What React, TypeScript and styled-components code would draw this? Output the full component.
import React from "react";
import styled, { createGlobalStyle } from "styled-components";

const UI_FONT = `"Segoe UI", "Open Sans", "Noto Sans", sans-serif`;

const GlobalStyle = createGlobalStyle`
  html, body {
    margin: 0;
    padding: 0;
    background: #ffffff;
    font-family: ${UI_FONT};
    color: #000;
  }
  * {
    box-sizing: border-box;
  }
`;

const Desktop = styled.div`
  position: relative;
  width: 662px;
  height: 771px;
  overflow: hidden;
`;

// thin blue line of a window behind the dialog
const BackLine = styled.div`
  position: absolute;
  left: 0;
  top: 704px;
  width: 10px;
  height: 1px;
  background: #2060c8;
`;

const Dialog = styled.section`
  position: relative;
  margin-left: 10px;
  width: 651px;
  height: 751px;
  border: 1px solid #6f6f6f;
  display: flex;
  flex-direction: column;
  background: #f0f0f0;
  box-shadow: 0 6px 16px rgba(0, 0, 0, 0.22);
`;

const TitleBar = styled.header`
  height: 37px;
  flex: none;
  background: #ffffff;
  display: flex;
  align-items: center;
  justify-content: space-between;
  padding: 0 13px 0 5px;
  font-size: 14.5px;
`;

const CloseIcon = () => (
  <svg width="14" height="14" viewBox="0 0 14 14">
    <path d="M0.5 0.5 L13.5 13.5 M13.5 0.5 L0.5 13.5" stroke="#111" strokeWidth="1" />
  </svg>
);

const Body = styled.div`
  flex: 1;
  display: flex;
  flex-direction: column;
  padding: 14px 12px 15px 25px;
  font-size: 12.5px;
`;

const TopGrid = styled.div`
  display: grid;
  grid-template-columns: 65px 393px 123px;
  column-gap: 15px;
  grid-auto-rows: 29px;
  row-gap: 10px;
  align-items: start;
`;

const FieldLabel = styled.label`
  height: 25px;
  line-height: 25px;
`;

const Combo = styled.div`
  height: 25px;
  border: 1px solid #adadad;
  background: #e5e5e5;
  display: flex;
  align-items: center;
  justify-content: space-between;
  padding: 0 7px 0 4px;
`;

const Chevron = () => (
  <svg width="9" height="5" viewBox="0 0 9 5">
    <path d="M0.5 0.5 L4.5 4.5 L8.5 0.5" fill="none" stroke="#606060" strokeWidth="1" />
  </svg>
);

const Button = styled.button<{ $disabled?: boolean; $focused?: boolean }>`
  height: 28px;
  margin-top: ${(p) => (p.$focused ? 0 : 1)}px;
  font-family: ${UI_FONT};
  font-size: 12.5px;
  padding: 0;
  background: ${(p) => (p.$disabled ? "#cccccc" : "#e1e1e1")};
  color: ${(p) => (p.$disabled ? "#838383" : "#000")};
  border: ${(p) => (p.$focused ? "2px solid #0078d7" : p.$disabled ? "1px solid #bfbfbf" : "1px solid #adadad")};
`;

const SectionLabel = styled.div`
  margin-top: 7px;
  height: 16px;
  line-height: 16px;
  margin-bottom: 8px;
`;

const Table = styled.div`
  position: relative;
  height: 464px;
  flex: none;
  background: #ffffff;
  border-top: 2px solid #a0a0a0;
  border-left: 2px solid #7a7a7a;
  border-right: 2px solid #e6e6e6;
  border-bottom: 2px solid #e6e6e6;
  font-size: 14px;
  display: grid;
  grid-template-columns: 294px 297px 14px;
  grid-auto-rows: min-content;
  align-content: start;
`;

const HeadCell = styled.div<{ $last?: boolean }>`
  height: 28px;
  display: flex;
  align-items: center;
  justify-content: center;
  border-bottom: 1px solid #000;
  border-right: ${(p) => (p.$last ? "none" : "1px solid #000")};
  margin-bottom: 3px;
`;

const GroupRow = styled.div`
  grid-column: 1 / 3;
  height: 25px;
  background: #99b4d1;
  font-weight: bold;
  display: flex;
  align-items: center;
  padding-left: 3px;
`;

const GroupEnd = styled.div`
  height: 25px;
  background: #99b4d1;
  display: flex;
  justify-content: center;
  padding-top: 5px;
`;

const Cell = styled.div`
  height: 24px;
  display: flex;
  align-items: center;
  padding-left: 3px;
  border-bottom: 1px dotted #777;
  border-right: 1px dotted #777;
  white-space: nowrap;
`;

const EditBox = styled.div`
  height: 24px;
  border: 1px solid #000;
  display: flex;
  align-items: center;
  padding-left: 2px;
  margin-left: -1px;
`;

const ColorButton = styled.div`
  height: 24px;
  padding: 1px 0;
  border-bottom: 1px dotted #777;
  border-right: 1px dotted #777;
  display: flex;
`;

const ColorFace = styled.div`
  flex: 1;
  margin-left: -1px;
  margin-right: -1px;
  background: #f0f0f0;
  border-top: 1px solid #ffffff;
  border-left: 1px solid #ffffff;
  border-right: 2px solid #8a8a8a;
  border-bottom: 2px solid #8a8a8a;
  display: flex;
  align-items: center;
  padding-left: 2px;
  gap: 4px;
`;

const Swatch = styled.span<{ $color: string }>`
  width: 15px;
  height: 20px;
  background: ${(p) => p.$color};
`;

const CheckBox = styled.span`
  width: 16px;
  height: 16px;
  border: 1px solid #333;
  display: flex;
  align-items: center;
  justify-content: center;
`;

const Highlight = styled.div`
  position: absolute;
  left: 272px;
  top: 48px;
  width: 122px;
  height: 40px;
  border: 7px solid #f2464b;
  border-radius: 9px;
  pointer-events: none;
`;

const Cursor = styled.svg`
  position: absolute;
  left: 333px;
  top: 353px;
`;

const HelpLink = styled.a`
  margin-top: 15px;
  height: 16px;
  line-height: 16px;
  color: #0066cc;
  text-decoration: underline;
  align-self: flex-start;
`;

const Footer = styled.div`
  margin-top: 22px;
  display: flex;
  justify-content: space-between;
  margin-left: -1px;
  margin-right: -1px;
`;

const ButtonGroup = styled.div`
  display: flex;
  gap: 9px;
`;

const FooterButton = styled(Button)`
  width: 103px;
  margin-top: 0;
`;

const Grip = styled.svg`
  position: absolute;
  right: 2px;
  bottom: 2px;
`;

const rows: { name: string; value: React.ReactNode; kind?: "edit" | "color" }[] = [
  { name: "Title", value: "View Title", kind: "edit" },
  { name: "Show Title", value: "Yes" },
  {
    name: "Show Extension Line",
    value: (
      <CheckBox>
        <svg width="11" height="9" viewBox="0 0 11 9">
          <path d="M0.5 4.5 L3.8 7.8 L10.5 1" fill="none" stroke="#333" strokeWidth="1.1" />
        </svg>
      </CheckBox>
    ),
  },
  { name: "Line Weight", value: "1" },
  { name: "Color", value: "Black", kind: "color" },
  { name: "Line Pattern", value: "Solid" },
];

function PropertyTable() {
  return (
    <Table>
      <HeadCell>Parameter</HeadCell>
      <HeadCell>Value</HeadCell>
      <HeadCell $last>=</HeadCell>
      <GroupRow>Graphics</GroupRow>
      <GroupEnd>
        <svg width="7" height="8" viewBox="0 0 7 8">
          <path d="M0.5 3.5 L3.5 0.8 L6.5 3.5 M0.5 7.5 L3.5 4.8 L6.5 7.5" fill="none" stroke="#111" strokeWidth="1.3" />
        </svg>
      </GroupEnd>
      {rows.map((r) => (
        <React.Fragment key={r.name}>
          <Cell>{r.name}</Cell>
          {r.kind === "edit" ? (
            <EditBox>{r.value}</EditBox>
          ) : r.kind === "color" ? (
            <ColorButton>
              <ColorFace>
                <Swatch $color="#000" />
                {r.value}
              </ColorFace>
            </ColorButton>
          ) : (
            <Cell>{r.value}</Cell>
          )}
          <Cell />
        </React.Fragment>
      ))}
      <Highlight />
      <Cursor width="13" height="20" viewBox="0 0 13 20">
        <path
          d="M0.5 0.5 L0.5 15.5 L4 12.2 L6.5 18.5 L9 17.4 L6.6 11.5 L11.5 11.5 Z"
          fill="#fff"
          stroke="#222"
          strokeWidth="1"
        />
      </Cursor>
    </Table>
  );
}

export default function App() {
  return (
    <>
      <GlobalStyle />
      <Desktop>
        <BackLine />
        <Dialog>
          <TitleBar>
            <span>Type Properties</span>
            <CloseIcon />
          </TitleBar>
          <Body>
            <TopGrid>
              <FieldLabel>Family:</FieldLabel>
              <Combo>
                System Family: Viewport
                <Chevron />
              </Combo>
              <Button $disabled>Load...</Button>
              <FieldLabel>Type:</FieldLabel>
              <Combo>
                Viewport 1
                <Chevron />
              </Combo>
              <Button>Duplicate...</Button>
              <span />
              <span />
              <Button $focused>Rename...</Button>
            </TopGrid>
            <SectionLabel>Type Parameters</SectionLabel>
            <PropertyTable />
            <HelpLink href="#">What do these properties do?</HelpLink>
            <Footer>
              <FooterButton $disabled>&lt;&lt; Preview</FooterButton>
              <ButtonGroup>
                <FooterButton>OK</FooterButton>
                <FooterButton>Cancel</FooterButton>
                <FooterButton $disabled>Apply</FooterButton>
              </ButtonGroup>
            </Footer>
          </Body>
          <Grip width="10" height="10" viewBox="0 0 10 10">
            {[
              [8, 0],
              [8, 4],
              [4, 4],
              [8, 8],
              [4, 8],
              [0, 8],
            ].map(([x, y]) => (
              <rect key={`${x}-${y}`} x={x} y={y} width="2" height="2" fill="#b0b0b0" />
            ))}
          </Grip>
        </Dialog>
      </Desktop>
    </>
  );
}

--

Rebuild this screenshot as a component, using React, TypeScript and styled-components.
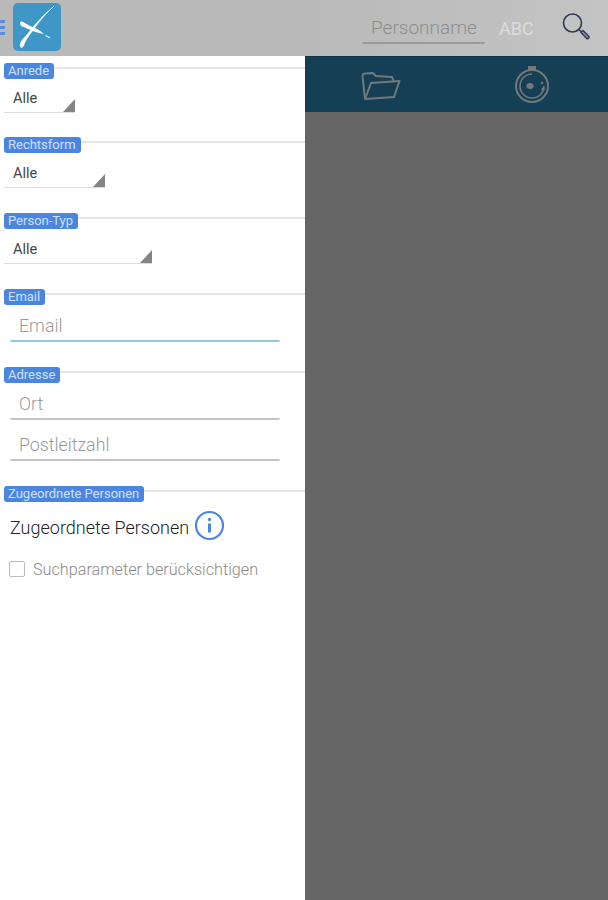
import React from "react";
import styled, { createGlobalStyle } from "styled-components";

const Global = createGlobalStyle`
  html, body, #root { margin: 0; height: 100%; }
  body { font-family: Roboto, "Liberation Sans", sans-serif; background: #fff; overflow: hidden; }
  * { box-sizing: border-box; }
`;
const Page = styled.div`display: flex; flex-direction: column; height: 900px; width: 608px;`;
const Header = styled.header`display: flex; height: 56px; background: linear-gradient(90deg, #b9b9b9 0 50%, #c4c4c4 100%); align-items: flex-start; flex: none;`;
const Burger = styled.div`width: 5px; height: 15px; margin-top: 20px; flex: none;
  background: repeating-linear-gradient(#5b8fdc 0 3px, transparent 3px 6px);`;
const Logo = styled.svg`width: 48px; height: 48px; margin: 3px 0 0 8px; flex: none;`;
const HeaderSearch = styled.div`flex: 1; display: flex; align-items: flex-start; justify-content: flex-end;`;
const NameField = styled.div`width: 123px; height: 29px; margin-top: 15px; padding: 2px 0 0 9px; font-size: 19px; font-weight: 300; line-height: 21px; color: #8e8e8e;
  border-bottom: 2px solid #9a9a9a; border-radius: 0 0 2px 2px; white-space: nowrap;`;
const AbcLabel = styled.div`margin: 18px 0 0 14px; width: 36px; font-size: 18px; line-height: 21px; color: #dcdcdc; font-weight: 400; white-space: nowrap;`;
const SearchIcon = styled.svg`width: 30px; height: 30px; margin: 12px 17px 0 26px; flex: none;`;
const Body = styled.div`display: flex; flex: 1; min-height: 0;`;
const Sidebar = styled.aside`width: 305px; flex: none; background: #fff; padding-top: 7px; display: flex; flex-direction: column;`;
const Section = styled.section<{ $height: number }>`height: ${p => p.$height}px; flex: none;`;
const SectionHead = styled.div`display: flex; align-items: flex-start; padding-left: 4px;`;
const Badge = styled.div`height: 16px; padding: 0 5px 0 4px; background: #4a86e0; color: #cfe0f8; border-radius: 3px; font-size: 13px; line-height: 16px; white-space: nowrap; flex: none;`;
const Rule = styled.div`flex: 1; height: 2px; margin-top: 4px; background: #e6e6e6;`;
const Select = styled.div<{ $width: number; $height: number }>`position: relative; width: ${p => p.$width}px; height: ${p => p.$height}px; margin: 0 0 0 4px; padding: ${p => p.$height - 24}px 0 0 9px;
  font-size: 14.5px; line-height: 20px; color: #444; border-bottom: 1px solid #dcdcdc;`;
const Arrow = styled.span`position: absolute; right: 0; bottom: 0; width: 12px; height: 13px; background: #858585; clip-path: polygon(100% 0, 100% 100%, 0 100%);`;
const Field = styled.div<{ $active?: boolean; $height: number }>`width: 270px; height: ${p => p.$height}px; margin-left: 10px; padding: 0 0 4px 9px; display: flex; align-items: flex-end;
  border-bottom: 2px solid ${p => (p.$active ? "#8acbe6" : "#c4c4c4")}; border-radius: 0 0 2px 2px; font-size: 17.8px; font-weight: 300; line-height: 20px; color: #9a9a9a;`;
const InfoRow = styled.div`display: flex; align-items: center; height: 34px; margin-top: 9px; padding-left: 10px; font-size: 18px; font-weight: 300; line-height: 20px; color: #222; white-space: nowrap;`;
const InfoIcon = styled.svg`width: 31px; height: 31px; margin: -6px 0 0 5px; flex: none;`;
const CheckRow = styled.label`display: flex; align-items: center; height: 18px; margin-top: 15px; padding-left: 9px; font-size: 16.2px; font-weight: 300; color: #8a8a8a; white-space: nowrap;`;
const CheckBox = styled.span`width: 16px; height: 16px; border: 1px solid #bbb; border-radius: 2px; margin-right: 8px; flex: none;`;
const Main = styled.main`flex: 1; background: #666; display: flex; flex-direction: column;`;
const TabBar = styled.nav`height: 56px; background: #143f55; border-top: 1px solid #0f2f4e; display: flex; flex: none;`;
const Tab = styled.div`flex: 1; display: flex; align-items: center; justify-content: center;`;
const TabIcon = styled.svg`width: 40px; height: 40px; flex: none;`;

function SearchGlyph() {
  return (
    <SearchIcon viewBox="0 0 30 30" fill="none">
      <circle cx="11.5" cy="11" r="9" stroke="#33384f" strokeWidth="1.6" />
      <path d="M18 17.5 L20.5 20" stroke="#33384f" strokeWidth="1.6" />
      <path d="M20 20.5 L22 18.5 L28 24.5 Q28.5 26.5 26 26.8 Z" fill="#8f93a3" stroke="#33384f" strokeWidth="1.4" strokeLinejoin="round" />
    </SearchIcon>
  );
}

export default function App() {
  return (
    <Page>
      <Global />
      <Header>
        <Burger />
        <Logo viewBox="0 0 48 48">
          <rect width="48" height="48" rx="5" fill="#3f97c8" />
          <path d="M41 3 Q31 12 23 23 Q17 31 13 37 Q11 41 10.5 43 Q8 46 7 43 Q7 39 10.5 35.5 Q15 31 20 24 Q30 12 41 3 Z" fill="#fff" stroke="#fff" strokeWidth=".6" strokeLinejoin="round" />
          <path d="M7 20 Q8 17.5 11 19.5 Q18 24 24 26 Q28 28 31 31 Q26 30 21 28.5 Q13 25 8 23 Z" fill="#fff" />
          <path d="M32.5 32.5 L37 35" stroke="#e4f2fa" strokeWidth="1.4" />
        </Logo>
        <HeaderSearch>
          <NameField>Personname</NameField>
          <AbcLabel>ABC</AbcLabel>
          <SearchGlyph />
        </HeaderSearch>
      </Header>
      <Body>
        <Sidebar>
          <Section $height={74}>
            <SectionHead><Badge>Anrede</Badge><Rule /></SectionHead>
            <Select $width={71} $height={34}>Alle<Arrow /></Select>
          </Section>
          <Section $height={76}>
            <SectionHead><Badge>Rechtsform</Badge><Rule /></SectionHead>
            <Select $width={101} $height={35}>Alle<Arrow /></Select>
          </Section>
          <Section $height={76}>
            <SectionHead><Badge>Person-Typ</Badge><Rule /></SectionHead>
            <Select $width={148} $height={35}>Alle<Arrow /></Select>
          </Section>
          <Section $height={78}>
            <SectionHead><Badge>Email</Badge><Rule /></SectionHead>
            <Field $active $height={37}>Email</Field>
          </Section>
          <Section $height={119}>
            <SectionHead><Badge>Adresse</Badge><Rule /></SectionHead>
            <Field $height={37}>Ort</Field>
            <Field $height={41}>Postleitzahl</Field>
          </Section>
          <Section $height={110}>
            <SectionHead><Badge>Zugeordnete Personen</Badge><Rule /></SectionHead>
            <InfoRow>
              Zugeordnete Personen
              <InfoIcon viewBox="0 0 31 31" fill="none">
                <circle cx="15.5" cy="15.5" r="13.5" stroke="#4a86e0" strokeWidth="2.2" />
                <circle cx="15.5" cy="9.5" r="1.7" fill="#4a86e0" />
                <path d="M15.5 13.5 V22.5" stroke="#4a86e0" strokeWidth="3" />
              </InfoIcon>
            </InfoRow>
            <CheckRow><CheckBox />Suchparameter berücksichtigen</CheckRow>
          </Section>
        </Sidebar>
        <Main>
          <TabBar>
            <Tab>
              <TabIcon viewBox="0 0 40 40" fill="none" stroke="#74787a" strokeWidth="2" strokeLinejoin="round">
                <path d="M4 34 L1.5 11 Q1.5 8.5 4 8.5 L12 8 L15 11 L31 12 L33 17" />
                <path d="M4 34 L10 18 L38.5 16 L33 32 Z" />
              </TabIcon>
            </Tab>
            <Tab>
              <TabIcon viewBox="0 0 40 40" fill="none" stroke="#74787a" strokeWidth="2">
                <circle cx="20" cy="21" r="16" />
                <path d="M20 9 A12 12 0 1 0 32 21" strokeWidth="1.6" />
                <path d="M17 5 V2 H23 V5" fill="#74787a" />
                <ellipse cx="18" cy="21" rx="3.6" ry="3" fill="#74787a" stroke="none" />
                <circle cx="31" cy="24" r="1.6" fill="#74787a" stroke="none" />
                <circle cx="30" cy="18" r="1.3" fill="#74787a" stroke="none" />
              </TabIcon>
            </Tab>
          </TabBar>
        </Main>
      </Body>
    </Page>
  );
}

* * *

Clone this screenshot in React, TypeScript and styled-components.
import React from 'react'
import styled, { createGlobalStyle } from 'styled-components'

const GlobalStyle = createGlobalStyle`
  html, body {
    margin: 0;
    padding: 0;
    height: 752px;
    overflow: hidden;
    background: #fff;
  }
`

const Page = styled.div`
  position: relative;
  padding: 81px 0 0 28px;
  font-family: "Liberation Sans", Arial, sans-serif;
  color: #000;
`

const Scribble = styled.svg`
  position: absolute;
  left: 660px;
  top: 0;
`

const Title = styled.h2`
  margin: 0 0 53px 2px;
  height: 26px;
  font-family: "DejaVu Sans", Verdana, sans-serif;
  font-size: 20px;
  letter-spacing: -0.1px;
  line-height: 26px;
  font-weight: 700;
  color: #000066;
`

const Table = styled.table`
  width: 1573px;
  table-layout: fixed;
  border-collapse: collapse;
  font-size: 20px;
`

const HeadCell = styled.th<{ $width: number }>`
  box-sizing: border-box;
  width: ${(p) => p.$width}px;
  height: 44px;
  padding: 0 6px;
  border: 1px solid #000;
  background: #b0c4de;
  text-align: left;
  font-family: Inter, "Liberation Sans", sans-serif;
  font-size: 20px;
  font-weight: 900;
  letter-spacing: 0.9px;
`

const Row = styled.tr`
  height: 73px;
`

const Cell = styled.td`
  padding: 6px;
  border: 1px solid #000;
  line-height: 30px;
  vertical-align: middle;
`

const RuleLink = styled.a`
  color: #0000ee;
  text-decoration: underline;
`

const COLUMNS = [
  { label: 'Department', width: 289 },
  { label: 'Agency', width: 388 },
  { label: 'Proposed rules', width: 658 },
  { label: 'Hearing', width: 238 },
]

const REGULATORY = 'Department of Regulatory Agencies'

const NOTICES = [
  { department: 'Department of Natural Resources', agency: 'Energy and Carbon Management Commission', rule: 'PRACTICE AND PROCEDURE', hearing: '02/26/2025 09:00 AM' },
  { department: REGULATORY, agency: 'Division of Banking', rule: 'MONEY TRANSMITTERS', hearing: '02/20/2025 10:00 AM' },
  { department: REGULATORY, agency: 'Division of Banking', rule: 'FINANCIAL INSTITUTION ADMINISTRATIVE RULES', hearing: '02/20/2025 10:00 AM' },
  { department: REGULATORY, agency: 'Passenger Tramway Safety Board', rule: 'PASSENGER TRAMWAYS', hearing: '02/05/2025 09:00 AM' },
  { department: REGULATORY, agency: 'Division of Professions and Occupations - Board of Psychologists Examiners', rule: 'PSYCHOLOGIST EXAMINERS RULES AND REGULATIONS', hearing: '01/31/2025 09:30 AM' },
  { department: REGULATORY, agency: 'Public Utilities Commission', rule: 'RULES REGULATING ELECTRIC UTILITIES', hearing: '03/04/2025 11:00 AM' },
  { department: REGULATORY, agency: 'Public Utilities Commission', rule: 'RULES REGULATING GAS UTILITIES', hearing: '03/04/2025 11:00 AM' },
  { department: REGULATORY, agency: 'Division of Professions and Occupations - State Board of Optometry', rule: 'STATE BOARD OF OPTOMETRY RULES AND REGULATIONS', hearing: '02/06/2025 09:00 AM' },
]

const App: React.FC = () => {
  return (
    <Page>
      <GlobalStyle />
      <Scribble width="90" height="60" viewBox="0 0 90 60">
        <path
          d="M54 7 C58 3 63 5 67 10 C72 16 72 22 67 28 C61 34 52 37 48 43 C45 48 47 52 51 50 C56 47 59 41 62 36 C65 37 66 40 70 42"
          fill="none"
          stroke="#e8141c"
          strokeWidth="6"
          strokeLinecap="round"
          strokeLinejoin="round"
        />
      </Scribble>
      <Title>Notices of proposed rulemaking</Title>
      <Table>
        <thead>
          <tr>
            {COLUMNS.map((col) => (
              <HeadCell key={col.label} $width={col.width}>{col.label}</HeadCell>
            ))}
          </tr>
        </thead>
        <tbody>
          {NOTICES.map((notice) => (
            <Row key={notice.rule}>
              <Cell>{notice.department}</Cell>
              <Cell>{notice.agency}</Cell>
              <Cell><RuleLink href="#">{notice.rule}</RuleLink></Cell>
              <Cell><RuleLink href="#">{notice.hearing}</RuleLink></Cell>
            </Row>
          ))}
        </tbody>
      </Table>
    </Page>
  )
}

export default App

## Required work
Gather up every line in the data above that contains the word "React", copying each one.

## Solved exercise
What React, TypeScript and styled-components code would draw this? Output the full component.
import React from "react";
const rows: { name: string; value: React.ReactNode; kind?: "edit" | "color" }[] = [
        <React.Fragment key={r.name}>
        </React.Fragment>
Rebuild this screenshot as a component, using React, TypeScript and styled-components.
import React from "react";
Clone this screenshot in React, TypeScript and styled-components.
import React from 'react'
const App: React.FC = () => {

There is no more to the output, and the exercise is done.